There was consternation that Jacko's white gloved supporters would be out moonwalking en masse on the streets, or that there would be a tsunami of wailing in Japan.
The usual puns on Jackson's songs were soon up on Facebook - Beat it, Killer, 20 percent off the Jackson Five etc, while one writer was taking odds on Madonna also shuffling off her mortal coil.
It didn't take long for the first Jacko jokes to follow.
There was so much tweeting on Twitter it apparently ground to a halt.
Nobody seemed to be sad about Jacko's death, except perhaps greedy plastic surgeons and a man famous for bending spoons.

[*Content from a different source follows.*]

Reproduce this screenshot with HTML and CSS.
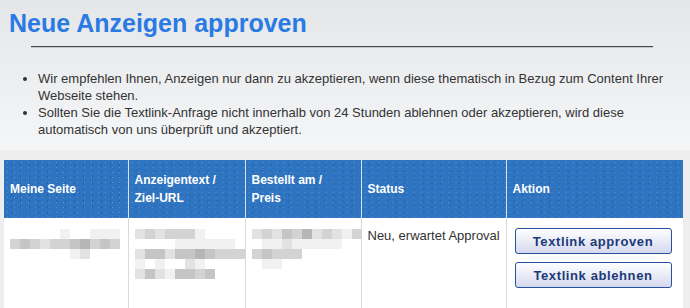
FILE: index.html
```html
<!DOCTYPE html>
<html lang="de">
<head>
    <meta charset="UTF-8">
    <meta name="viewport" content="width=device-width, initial-scale=1.0">
    <title>Neue Anzeigen approven</title>
    <link rel="stylesheet" href="styles.css">
</head>
<body>
  <div class="intro">
    <h1>Neue Anzeigen approven</h1>
    <hr class="rule">
    <ul class="notes">
      <li>Wir empfehlen Ihnen, Anzeigen nur dann zu akzeptieren, wenn diese thematisch in Bezug zum Content Ihrer Webseite stehen.</li>
      <li>Sollten Sie die Textlink-Anfrage nicht innerhalb von 24 Stunden ablehnen oder akzeptieren, wird diese automatisch von uns überprüft und akzeptiert.</li>
    </ul>
  </div>

  <div class="list">
    <table class="orders">
      <colgroup>
        <col class="c1">
        <col class="c2">
        <col class="c3">
        <col class="c4">
        <col class="c5">
      </colgroup>
      <thead>
        <tr>
          <th>Meine Seite</th>
          <th>Anzeigentext /<br>Ziel-URL</th>
          <th>Bestellt am /<br>Preis</th>
          <th>Status</th>
          <th>Aktion</th>
        </tr>
      </thead>
      <tbody>
        <tr>
          <td>
            <div class="blur">
              <div><i></i><i></i><i></i><i></i><i></i><i class="a"></i><i></i><i></i><i class="a"></i><i class="a"></i><i class="a"></i></div>
              <div><i class="c"></i><i class="d"></i><i class="c"></i><i class="b"></i><i class="c"></i><i class="c"></i><i class="d"></i><i class="e"></i><i class="c"></i><i class="d"></i><i class="c"></i></div>
              <div><i></i><i></i><i></i><i></i><i></i><i></i><i class="a"></i><i class="b"></i></div>
            </div>
          </td>
          <td>
            <div class="blur">
              <div><i class="b"></i><i class="c"></i><i class="b"></i><i class="c"></i><i class="c"></i><i class="c"></i><i class="a"></i></div>
              <div><i></i><i></i><i></i><i></i><i class="a"></i><i class="a"></i><i class="a"></i><i class="a"></i><i class="a"></i><i class="a"></i></div>
              <div><i class="b"></i><i class="d"></i><i class="d"></i><i class="b"></i><i class="d"></i><i class="d"></i><i class="e"></i><i class="d"></i><i class="c"></i><i class="c"></i><i class="c"></i></div>
              <div><i class="a"></i><i></i><i class="a"></i><i></i><i></i><i class="b"></i><i class="a"></i></div>
              <div><i class="b"></i><i class="d"></i><i class="b"></i><i class="a"></i><i class="d"></i><i class="d"></i><i class="c"></i><i class="d"></i></div>
            </div>
          </td>
          <td>
            <div class="blur">
              <div><i class="b"></i><i class="c"></i><i class="b"></i><i class="d"></i><i class="c"></i><i class="e"></i><i class="b"></i><i class="c"></i><i class="b"></i><i class="a"></i><i class="c"></i></div>
              <div><i></i><i class="a"></i><i class="a"></i><i class="b"></i><i class="a"></i><i class="a"></i><i class="a"></i><i class="a"></i><i class="a"></i></div>
              <div><i class="c"></i><i class="d"></i><i class="c"></i><i class="c"></i><i class="c"></i></div>
              <div><i></i><i class="a"></i><i class="a"></i></div>
            </div>
          </td>
          <td class="status">Neu, erwartet Approval</td>
          <td>
            <div class="actions">
              <button class="btn">Textlink approven</button>
              <button class="btn">Textlink ablehnen</button>
            </div>
          </td>
        </tr>
      </tbody>
    </table>
  </div>
</body>
</html>
```

FILE: styles.css
```css
body {
    margin: 0;
    background-color: #eeeeee;
    font-family: 'Liberation Sans', Arial, sans-serif;
    color: #333333;
}

/* Kopfbereich */
.intro {
    height: 150px;
    padding: 8px 0 0 9px;
    box-sizing: border-box;
    background: linear-gradient(#e4e6e8, #f5f6f7);
}

.intro h1 {
    margin: 0;
    font-size: 25px;
    line-height: 30px;
    font-weight: bold;
    color: #2a7ae4;
}

.rule {
    margin: 8px 0 0 22px;
    width: 622px;
    height: 0;
    border: 0;
    border-top: 1px solid #4a4a4a;
    border-bottom: 1px solid #c4c6c8;
}

.notes {
    margin: 22px 0 0 0;
    padding-left: 29px;
    font-size: 13px;
    line-height: 17px;
    width: 640px;
}

/* Tabelle */
.list {
    padding: 10px 0 0 4px;
}

.orders {
    border-collapse: collapse;
    table-layout: fixed;
    width: 679px;
    background-color: #ffffff;
    border-bottom: 3px solid #2f74c0;
}

.c1 { width: 124px; }
.c2 { width: 117px; }
.c3 { width: 116px; }
.c4 { width: 145px; }
.c5 { width: 177px; }

.orders th {
    height: 58px;
    padding: 0 6px;
    text-align: left;
    font-size: 12px;
    line-height: 18px;
    color: #ffffff;
    background-color: #2f74c0;
    background-image:
        radial-gradient(circle, #5b93d4 0.6px, transparent 0.9px),
        radial-gradient(circle, #24609e 0.6px, transparent 0.9px);
    background-size: 7px 5px, 9px 6px;
    background-position: 0 0, 3px 2px;
    border-right: 1px solid #d6e2f0;
    vertical-align: middle;
}

.orders th:last-child {
    border-right: 0;
}

.orders td {
    height: 80px;
    padding: 11px 6px 0 6px;
    vertical-align: top;
    border-right: 1px solid #dadada;
    border-bottom: 1px solid #cccccc;
    font-size: 13px;
    line-height: 17px;
}

.orders td:last-child {
    border-right: 0;
}

.orders td.status {
    padding: 9px 0 0 6px;
    white-space: nowrap;
}

/* verpixelte Inhalte */
.blur div {
    display: flex;
    height: 10px;
}

.blur i {
    width: 10px;
    height: 10px;
    flex-shrink: 0;
}

.blur .a { background-color: #f1f1f1; }
.blur .b { background-color: #e2e2e2; }
.blur .c { background-color: #d3d3d3; }
.blur .d { background-color: #c5c5c5; }
.blur .e { background-color: #b6b6b6; }

/* Buttons */
.actions {
    display: flex;
    flex-direction: column;
    gap: 8px;
    padding-left: 2px;
    margin-top: -1px;
}

.btn {
    width: 157px;
    height: 26px;
    padding: 0;
    border: 1px solid #27509e;
    border-radius: 3px;
    background: linear-gradient(#ffffff, #eceef8 45%, #d5d9ee);
    font-family: 'Liberation Sans', Arial, sans-serif;
    font-size: 13px;
    font-weight: bold;
    letter-spacing: 0.6px;
    color: #1b3a78;
    cursor: pointer;
}
```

I'd like to say I didn't join in and was above it all but, you know how it goes.
But now that it's all over Jacko's death has left a queazy feeling in the pit of my stomach because it casts an unpleasant hue on our sickly celebrity-obsessed society.
Long before his untimely death Jackson had ceased to become the kind of celebrity anyone aspired to be.
He wasn't like Marilyn Monroe or James Dean who were still uber cool when they died. He was a grotesque corruption of one of the most talented artists of the 20th century. He didn't seem to be black or white; male or female, man or boy. In his later years he appeared to have dropped in from Mars.
Nobody who shed a tear to the melodies of Ben at a school disco could ever equate the prodigious talent that was the teenage Jackson with the porcelain freak show who slept in an oxygen cylinder and dangled a baby from a hotel window.
But surely it's an indictment on us all that instead of caring about putting together the tortured pieces, we bought the popcorn and sat down hungrily waiting for the the final chapter of the macabre show to unfold like the crowds who came to see the hangings at Tyburn.
Martin Bashir's famous interviews brought home to us how disturbed and out of touch with reality Jackson really was.
But they also shed light on something else; the sinister nature of Jackson's relationship with his father Joe who thought little of beating, intimidating and bullying his kids towards perfection, sacrificing Michael's childhood for fame and fortune.
By the time Michael Jackson brought out the album Thriller in the 1980s, the perfection blueprint seemed to have worked. Jackson could sing, dance and perform like no other artist in the short history of pop.
Pity it was exactly what dad ordered; an act.
And when the cracks began to show they weren't just in the face Jackson tried to create to look less like his father.
They were to split a brittle human being into a million pieces, all of them hurtling groundwards toward a gaudy Neverland where child abusers stalked the Carousels.
Not that anyone cared. The intervention strategies we see every day on reality TV don't seem to apply to the famous. We watched appalled as Jacko's kids were paraded round with their faces covered. And nobody did a thing about it.
The Jackson tragedy should be a lesson to all of us who push and punish our kids into being the superstars we never were.
It should bring it home to us that being ordinary is nothing to be ashamed of and everything to aspire to.